Семантика отрывка. На первый взгляд, перед нами обычный пересказ библейского сюжета летописцем (Первая книга Царств, гл. 4; Вторая книга Царств, гл. 6). Но упоминание летописца о Давиде отличается от библейского текста одной любопытной деталью: Давид «веселия исполнися». Такого замечания о «веселии» Давида нет в Библии. Фактически летописец сделал, пусть мелкое, но собственное дополнение к библейскому изложению.

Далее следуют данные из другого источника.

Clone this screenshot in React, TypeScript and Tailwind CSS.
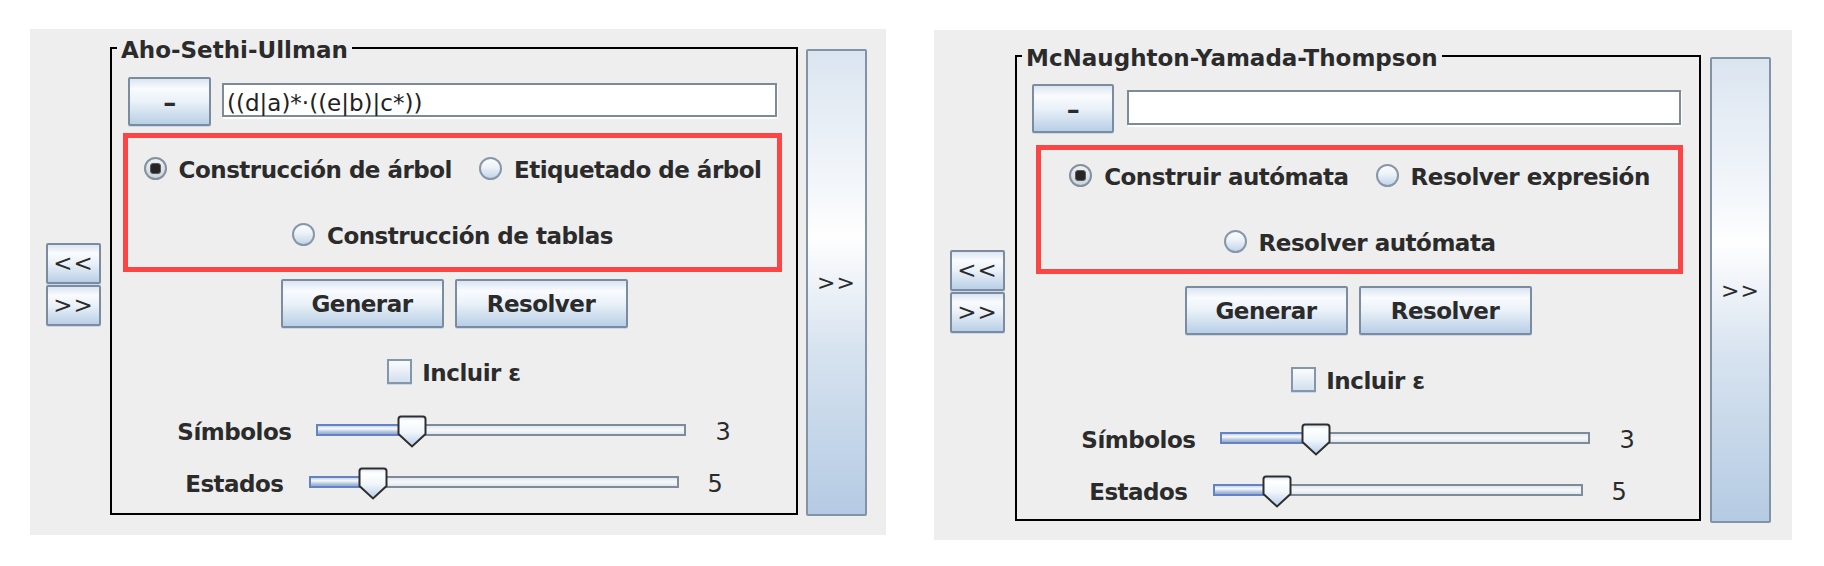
import React from "react";

type Cfg = {
  panel: string;
  col: string;
  box: string;
  rb: string;
  title: string;
  expr: string;
  row1: string;
  minus: string;
  field: string;
  red: string;
  radioPt: string;
  radioRow2Mt: string;
  radios: [string, string, string];
  btnMt: string;
  chkMt: string;
  s1Mt: string;
  s2Mt: string;
};

const BTN =
  "border-2 border-[#7b8ca0] rounded-[2px] shadow-[0_1px_0_#c9d9ea] bg-[linear-gradient(to_bottom,#dbe5f1_0%,#f9fbfe_22%,#eaf1f8_50%,#b9cfe6_100%)]";

const LBL = "text-[23px] font-bold leading-[26px] tracking-[-0.5px] text-[#2b2b2b]";

function AquaButton({ className, children }: { className: string; children?: React.ReactNode }) {
  return (
    <div className={`flex items-center justify-center text-[23px] font-bold tracking-[-0.5px] text-[#2b2b2b] ${BTN} ${className}`}>
      {children}
    </div>
  );
}

function Radio({ checked }: { checked?: boolean }) {
  if (checked) {
    return (
      <span className="flex h-[23px] w-[23px] shrink-0 items-center justify-center rounded-full border-2 border-[#84909c] bg-[linear-gradient(to_bottom,#eef2f6,#c9d4df)]">
        <span className="h-[11px] w-[11px] rounded-[3px] border border-[#5a5a5a] bg-[#262626]" />
      </span>
    );
  }
  return (
    <span className="h-[23px] w-[23px] shrink-0 rounded-full border-2 border-[#8797a9] bg-[linear-gradient(to_bottom,#fbfcfe_0%,#eef3f8_40%,#c3d5e9_100%)]" />
  );
}

function RadioItem({ label, checked }: { label: string; checked?: boolean }) {
  return (
    <div className="flex h-[26px] items-center gap-[12px]">
      <Radio checked={checked} />
      <span className={`${LBL} translate-y-[2px]`}>{label}</span>
    </div>
  );
}

function Thumb({ left }: { left: number }) {
  return (
    <svg className="absolute top-[-9px]" style={{ left }} width="30" height="33" viewBox="0 0 30 33">
      <defs>
        <linearGradient id="thumbgrad" x1="0" y1="0" x2="0" y2="1">
          <stop offset="0" stopColor="#d2e2f3" />
          <stop offset="0.15" stopColor="#ffffff" />
          <stop offset="0.5" stopColor="#f2f7fc" />
          <stop offset="1" stopColor="#b7cee9" />
        </linearGradient>
      </defs>
      <path
        d="M1.5 4 Q1.5 1.5 4 1.5 H26 Q28.5 1.5 28.5 4 V19 L15 31.5 L1.5 19 Z"
        fill="url(#thumbgrad)"
        stroke="#2e2e2e"
        strokeWidth="2"
      />
    </svg>
  );
}

function SliderRow({ label, value, thumb, className }: { label: string; value: string; thumb: number; className: string }) {
  return (
    <div className={`flex h-[32px] items-center justify-center ${className}`}>
      <span className={`${LBL} translate-y-[2px]`}>{label}</span>
      <div className="relative ml-[25px] h-[12px] w-[370px]">
        <div className="flex h-full">
          <div
            className="h-full border-2 border-r-0 border-[#6383c5] bg-[linear-gradient(to_bottom,#c9d7ec_0%,#f7f9fc_35%,#b6c8e0_70%,#93abd0_100%)]"
            style={{ width: thumb + 15 }}
          />
          <div className="h-full flex-1 border-2 border-l-0 border-[#7e8b99] bg-[linear-gradient(to_bottom,#e3e9ef,#f6f8fa_50%,#e1e7ee)]" />
        </div>
        <Thumb left={thumb} />
      </div>
      <span className="ml-[29px] translate-y-[2px] text-[24px] leading-[26px] text-[#2b2b2b]">{value}</span>
    </div>
  );
}

function Panel({ c }: { c: Cfg }) {
  return (
    <div className={`flex shrink-0 items-start bg-[#eeeeee] ${c.panel}`}>
      <div className={`flex w-[55px] flex-col gap-[1px] ${c.col}`}>
        <AquaButton className="h-[41px] w-[55px] !font-normal !tracking-[1px]">{"<<"}</AquaButton>
        <AquaButton className="h-[41px] w-[55px] !font-normal !tracking-[1px]">{">>"}</AquaButton>
      </div>

      <div className={`relative flex shrink-0 flex-col border-2 border-black ${c.box}`}>
        <span className="absolute left-[5px] top-[-12px] bg-[#eeeeee] px-[4px] text-[23px] font-bold leading-[26px] text-[#2b2b2b]">
          {c.title}
        </span>

        <div className={`flex items-start ${c.row1}`}>
          <AquaButton className={`shrink-0 ${c.minus}`}>
            <span className="mt-[3px] text-[26px]">–</span>
          </AquaButton>
          <div
            className={`flex-1 border-2 border-[#7d8a98] bg-white pl-[3px] pt-[7px] text-[23px] leading-[22px] text-[#222] shadow-[1px_2px_0_#ffffff] ${c.field}`}
          >
            {c.expr}
          </div>
        </div>

        <div className={`flex flex-col border-[5px] border-[#fc4545] ${c.red}`}>
          <div className={`flex items-center justify-center gap-[27px] ${c.radioPt}`}>
            <RadioItem label={c.radios[0]} checked />
            <RadioItem label={c.radios[1]} />
          </div>
          <div className={`flex items-center justify-center ${c.radioRow2Mt}`}>
            <RadioItem label={c.radios[2]} />
          </div>
        </div>

        <div className={`flex justify-center gap-[11px] ${c.btnMt}`}>
          <AquaButton className="h-[49px] w-[163px]">
            <span className="mt-[2px]">Generar</span>
          </AquaButton>
          <AquaButton className="h-[49px] w-[173px]">
            <span className="mt-[2px]">Resolver</span>
          </AquaButton>
        </div>

        <div className={`flex h-[26px] items-center justify-center gap-[10px] ${c.chkMt}`}>
          <span className="h-[25px] w-[25px] border-2 border-[#8396aa] bg-[linear-gradient(to_bottom,#fbfcfe,#d3e0ee)] shadow-[0_1px_0_#c9d9ea]" />
          <span className={`${LBL} translate-y-[2px]`}>Incluir ε</span>
        </div>

        <SliderRow className={c.s1Mt} label="Símbolos" value="3" thumb={81} />
        <SliderRow className={c.s2Mt} label="Estados" value="5" thumb={49} />
      </div>

      <div
        className={`flex shrink-0 items-center justify-center rounded-[2px] border-2 border-[#8193a7] bg-[linear-gradient(to_bottom,#dbe5f0_0%,#f4f7fb_30%,#fefefe_40%,#d6e2ef_65%,#b5cbe3_100%)] text-[22px] tracking-[1px] text-[#2b2b2b] ${c.rb}`}
      >
        {">>"}
      </div>
    </div>
  );
}

const LEFT: Cfg = {
  panel: "ml-[30px] mt-[29px] w-[856px] h-[506px]",
  col: "mt-[214px] ml-[16px]",
  box: "ml-[9px] mt-[18px] w-[688px] h-[468px]",
  rb: "ml-[8px] mt-[20px] w-[61px] h-[467px]",
  title: "Aho-Sethi-Ullman",
  expr: "((d|a)*·((e|b)|c*))",
  row1: "pt-[28px] pl-[16px] pr-[19px]",
  minus: "w-[83px] h-[49px]",
  field: "ml-[11px] mt-[6px] h-[34px]",
  red: "mt-[7px] ml-[11px] mr-[14px] h-[139px]",
  radioPt: "mt-[17px]",
  radioRow2Mt: "mt-[40px]",
  radios: ["Construcción de árbol", "Etiquetado de árbol", "Construcción de tablas"],
  btnMt: "mt-[7px]",
  chkMt: "mt-[30px]",
  s1Mt: "mt-[30px]",
  s2Mt: "mt-[20px]",
};

const RIGHT: Cfg = {
  panel: "ml-[48px] mt-[30px] w-[858px] h-[510px]",
  col: "mt-[220px] ml-[16px]",
  box: "ml-[10px] mt-[25px] w-[686px] h-[466px]",
  rb: "ml-[9px] mt-[27px] w-[61px] h-[466px]",
  title: "McNaughton-Yamada-Thompson",
  expr: "",
  row1: "pt-[27px] pl-[15px] pr-[18px]",
  minus: "w-[82px] h-[49px]",
  field: "ml-[13px] mt-[6px] h-[35px]",
  red: "mt-[12px] ml-[19px] mr-[16px] h-[129px]",
  radioPt: "mt-[12px]",
  radioRow2Mt: "mt-[40px]",
  radios: ["Construir autómata", "Resolver expresión", "Resolver autómata"],
  btnMt: "mt-[12px]",
  chkMt: "mt-[31px]",
  s1Mt: "mt-[30px]",
  s2Mt: "mt-[20px]",
};

export default function App() {
  return (
    <div className="flex h-[566px] w-[1824px] items-start overflow-hidden bg-white font-['DejaVu_Sans',sans-serif]">
      <Panel c={LEFT} />
      <Panel c={RIGHT} />
    </div>
  );
}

Чем объяснить упоминание о «веселии» Давида у летописца? Летописец не имел какого-то особого мнения о Давиде и вовсе не склонен был к описанию эмоций у летописных персонажей. В отличие от Библии, летописец подчеркнул не внешнюю помпезность, а внутреннюю атмосферу иерусалимского действа. Если в Библии описывалась только внешняя церемония («играюще въ органы, устроеных въ крепости и пениих, и въ гуслях, и въ свирелехъ, и в тимпанех, и въ кимвалех … скачуща, играюще» – «Острожская библия». 1580. Вторая книга Царств. Л. 142 об. – 143), то летописец опустил все «музыкальное сопровождение» церемонии, но добавил ссылку на «веселие». Больше того, летописец не просто упомянул «веселие», но написал, что «Давидъ веселия исполнися», то есть буквально наполнился веселием. Если в Библии Давидово «скакание» было даже порицаемо как несоответствующее его царскому статусу, то в летописи деталь «скакаше играя» уже означала настолько буйное веселье Давида, что оно прорвалось в бурное действие.
Для обозначения насыщенной атмосферы празднества летописец упомянул как бы об участии Бога в торжестве: «опять возвратить Господь скрижали завета Господня во Иерусалимъ». Так что «веселие» Давида представало глубоко оправданным чувством.